Cette image d’Épinal, de New York ou de Silicon Valley, comme vous voudrez, accolée à l’entrepreneur, désespère tous ceux, « normaux » aurait dit Coluche (traduire : pas bien né, pas parisien, sans basket ni t-shirt, et hors digital) qui composent l’écrasante majorité des entrepreneurs français.

Quitte à nous comparer avec les US, faisons-le :

C’est un fait, l’écosystème startup contribue à la croissance et à la création d’emplois aux US. Une étude rend compte d’un taux de création d’emplois par les startup de 18% pour un taux de destruction de 16%, avec une création nette à la clé d'environ 2%. (http://www.ifrap.org/emploi-et-politiques-sociales/limportance-des-start-dans-la-creation-et-la-destruction-demplois). Mais il faut pas perdre de vue que ces créations financées par une manne de plusieurs centaines de milliards de dollars investis par des VCs américains (http://internetassociation.org/wp-content/uploads/2015/12/Internet-Association-Measuring-the-US-Internet-Sector-12-10-15.pdf).

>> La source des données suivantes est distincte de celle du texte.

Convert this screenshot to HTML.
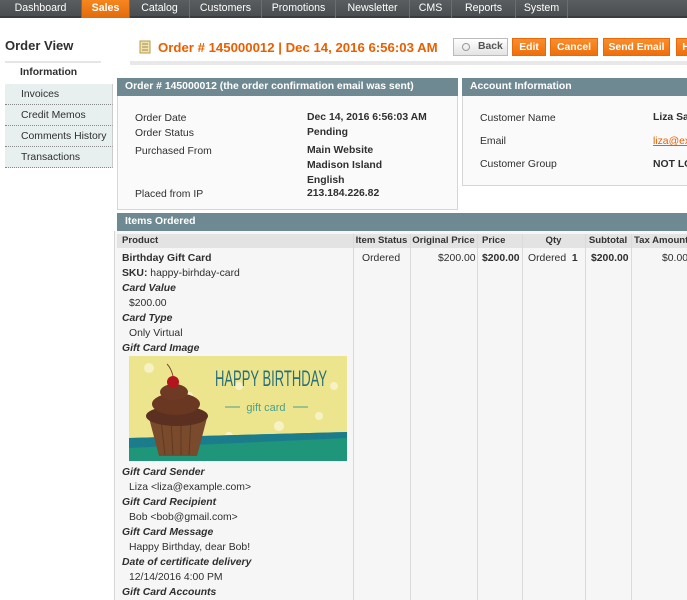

Alors bien sûr, les « syndicats représentatifs » autoproclamés du digital rêveraient de recréer cet élan chez nous, en France. Avec plaisir - je signe où ? -, mais qui est prêt à payer l’addition de ces centaines de milliards d’euros qu’il faudrait y investir ?

Vous y croyez vraiment, vous ?

Moi non. Même pas en rêve.  

Alors oui, c’est chouette, on est fiers de les avoir nos licornes. Notre Criteo, notre Blablacar, notre Withings du moment. Mais n’oublions pas autres, cette majorité silencieuse et invisible qui procède par étapes, rame, manque de tomber, échoue parfois, avant de se relever puis de recommencer de plus belle.

Par pitié, cessez de nous placer dans des cases. Nous, entrepreneurs, n’y rentrons pas, ou quand on le veut, c’est toujours pour une très bonne raison : servir son projet.